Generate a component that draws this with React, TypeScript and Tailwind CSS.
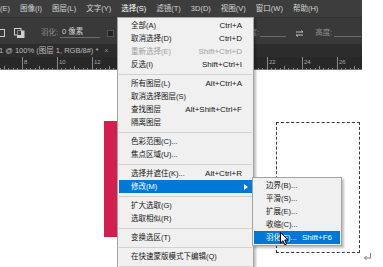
import React from "react";

const font = "font-['Liberation_Sans','Noto_Sans_CJK_SC',sans-serif]";

const menuBar = ["编辑(E)", "图像(I)", "图层(L)", "文字(Y)", "选择(S)", "滤镜(T)", "3D(D)", "视图(V)", "窗口(W)", "帮助(H)"];

type Entry =
  | { sep: true }
  | { label: string; shortcut?: string; disabled?: boolean; active?: boolean; arrow?: boolean; sep?: false };

const selectMenu: Entry[] = [
  { label: "全部(A)", shortcut: "Ctrl+A" },
  { label: "取消选择(D)", shortcut: "Ctrl+D" },
  { label: "重新选择(E)", shortcut: "Shift+Ctrl+D", disabled: true },
  { label: "反选(I)", shortcut: "Shift+Ctrl+I" },
  { sep: true },
  { label: "所有图层(L)", shortcut: "Alt+Ctrl+A" },
  { label: "取消选择图层(S)" },
  { label: "查找图层", shortcut: "Alt+Shift+Ctrl+F" },
  { label: "隔离图层" },
  { sep: true },
  { label: "色彩范围(C)..." },
  { label: "焦点区域(U)..." },
  { sep: true },
  { label: "选择并遮住(K)...", shortcut: "Alt+Ctrl+R" },
  { label: "修改(M)", active: true, arrow: true },
  { sep: true },
  { label: "扩大选取(G)" },
  { label: "选取相似(R)" },
  { sep: true },
  { label: "变换选区(T)" },
  { sep: true },
  { label: "在快速蒙版模式下编辑(Q)" },
  { sep: true },
];

const modifyMenu = [
  { label: "边界(B)..." },
  { label: "平滑(S)..." },
  { label: "扩展(E)..." },
  { label: "收缩(C)..." },
  { label: "羽化(F)...", shortcut: "Shift+F6", active: true },
];

function MenuRow({ e }: { e: Entry }) {
  if (e.sep) {
    return (
      <div className="flex h-[6px] items-center">
        <div className="h-px flex-1 bg-[#d2d2d2]" />
      </div>
    );
  }
  const tone = e.active ? "bg-[#0078d7] text-white" : e.disabled ? "text-[#9e9e9e]" : "text-[#161616]";
  return (
    <div className={`flex h-[13px] items-center pl-[12px] ${e.arrow ? "pr-[4px]" : "pr-[10px]"} ${tone}`}>
      <span className="flex-1 text-[7.5px] leading-none">{e.label}</span>
      {e.shortcut && <span className="text-[8px] leading-none">{e.shortcut}</span>}
      {e.arrow && (
        <svg width="4" height="6" viewBox="0 0 4 6">
          <path d="M0 0 L4 3 L0 6 Z" fill="currentColor" />
        </svg>
      )}
    </div>
  );
}

function Ruler() {
  const ticks = [];
  for (let i = -16; i < 90; i++) {
    const x = 22 + i * 4.375;
    const major = i % 8 === 0;
    const mid = i % 4 === 0;
    ticks.push(
      <line key={i} x1={x} x2={x} y1={major ? 0 : mid ? 9 : 11} y2={13} stroke="#8a8a8a" strokeWidth="1" />
    );
  }
  // labels 14-20 sit under the open menu
  const labels = [
    { n: 8, x: 24 },
    { n: 10, x: 59 },
    { n: 12, x: 94 },
    { n: 22, x: 269 },
    { n: 24, x: 304 },
    { n: 26, x: 339 },
  ];
  return (
    <div className="relative h-[13px] border-b border-[#6a6a6a] bg-[#282828]">
      <svg width="362" height="13" className="absolute left-0 top-0" shapeRendering="crispEdges">
        {ticks}
      </svg>
      {labels.map((l) => (
        <span key={l.n} className="absolute top-[2px] text-[6px] leading-none text-[#a5a5a5]" style={{ left: l.x }}>
          {l.n}
        </span>
      ))}
    </div>
  );
}

export default function App() {
  return (
    <div className={`relative h-[267px] w-[383px] overflow-hidden bg-white ${font}`}>
      <div className="flex h-full w-[362px] flex-col">
        {/* menu bar */}
        <div className="flex h-[17px] items-center overflow-hidden bg-[#3d3d3d] text-[7.5px] leading-none text-[#d4d4d4]">
          <div className="-ml-[15px] flex gap-[10px]">
            {menuBar.map((m) => (
              <span key={m} className={m === "选择(S)" ? "text-white" : ""}>
                {m}
              </span>
            ))}
          </div>
        </div>

        {/* options bar */}
        <div className="relative flex h-[27px] items-center border-t border-[#333] bg-[#393939] pt-[4px] text-[7.5px] leading-none">
          <svg width="8" height="9" viewBox="0 0 8 9" className="ml-[-2px]">
            <rect x="0.5" y="0.5" width="6" height="7" fill="none" stroke="#cfcfcf" />
          </svg>
          <svg width="11" height="10" viewBox="0 0 11 10" className="ml-[8px]">
            <rect x="0.5" y="0.5" width="6.5" height="6.5" fill="none" stroke="#cfcfcf" />
            <rect x="3.5" y="3" width="6.5" height="6.5" fill="#cfcfcf" stroke="#cfcfcf" />
            <rect x="3.5" y="3" width="3.5" height="4" fill="#393939" />
          </svg>
          <span className="ml-[16px] text-[#8d8d8d]">羽化:</span>
          <span className="ml-[2px] flex w-[40px] items-center border-b border-[#6b6b6b] pb-[1px] text-[#d0d0d0]">
            <span className="ml-[2px]">0 像素</span>
          </span>
          <span className="ml-[7px] h-[7px] w-[7px] border border-[#555] bg-[#222]" />
          <span className="ml-[128px] text-[#8d8d8d]">宽度:</span>
          <span className="mb-[7px] ml-[1px] w-[26px] self-end border-b border-[#6b6b6b]" />
          <svg width="9" height="7" viewBox="0 0 9 7" className="ml-[9px]">
            <path d="M1 2 H8 M6 0.5 L8 2 M8 5 H1 M3 6.5 L1 5" stroke="#bdbdbd" fill="none" strokeWidth="1" />
          </svg>
          <span className="ml-[11px] text-[#8d8d8d]">高度:</span>
          <span className="mb-[7px] ml-[2px] w-[27px] self-end border-b border-[#6b6b6b]" />
        </div>

        {/* document tab */}
        <div className="flex h-[13px] items-center overflow-hidden bg-[#2c2c2c] text-[7.5px] leading-none text-[#bcbcbc]">
          <span className="ml-[-26px] whitespace-nowrap">未标题-1 @ 100% (图层 1, RGB/8#) *</span>
          <span className="ml-[6px] text-[#8a8a8a]">×</span>
        </div>

        <Ruler />

        {/* canvas */}
        <div className="relative flex-1 bg-white">
          <div className="absolute left-[104px] top-[51px] h-[116px] w-[24px] bg-[#d21f4f]" />
          <div className="absolute left-[276px] top-[52px] h-[131px] w-[84px] border border-dashed border-[#3a3a3a]" />
        </div>
      </div>

      {/* select menu */}
      <div className="absolute left-[117px] top-[17px] w-[137px] border border-[#a3a3a3] bg-[#f0f0f0] p-[1px] shadow-[2px_2px_2px_rgba(0,0,0,0.25)]">
        {selectMenu.map((e, i) => (
          <MenuRow key={i} e={e} />
        ))}
      </div>

      {/* modify submenu */}
      <div className="absolute left-[252px] top-[177px] w-[90px] border border-[#a3a3a3] bg-[#f0f0f0] p-[1px] shadow-[2px_2px_2px_rgba(0,0,0,0.25)]">
        {modifyMenu.map((e) => (
          <div
            key={e.label}
            className={`flex h-[13px] items-center pl-[12px] pr-[8px] ${e.active ? "bg-[#0078d7] text-white" : "text-[#161616]"}`}
          >
            <span className="flex-1 text-[7.5px] leading-none">{e.label}</span>
            {e.shortcut && <span className="text-[8px] leading-none">{e.shortcut}</span>}
          </div>
        ))}
      </div>

      {/* mouse pointer */}
      <svg width="9" height="14" viewBox="0 0 9 14" className="absolute left-[280px] top-[232px]">
        <path d="M0.5 0.5 L0.5 11 L3 8.7 L4.8 12.8 L6.5 12 L4.8 8 L8 8 Z" fill="#fff" stroke="#000" strokeWidth="1" />
      </svg>

      {/* word paragraph mark */}
      <svg width="9" height="8" viewBox="0 0 9 8" className="absolute left-[363px] top-[253px]">
        <path d="M7.5 0 V5 H1.5 M3.5 3 L1.5 5 L3.5 7" stroke="#7a7a7a" fill="none" strokeWidth="1" />
      </svg>
    </div>
  );
}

------------------------

__PROBLEM__: From the listing above, pick out every line containing "React".

__OUTPUT FOR THIS TASK__:
Generate a component that draws this with React, TypeScript and Tailwind CSS.
import React from "react";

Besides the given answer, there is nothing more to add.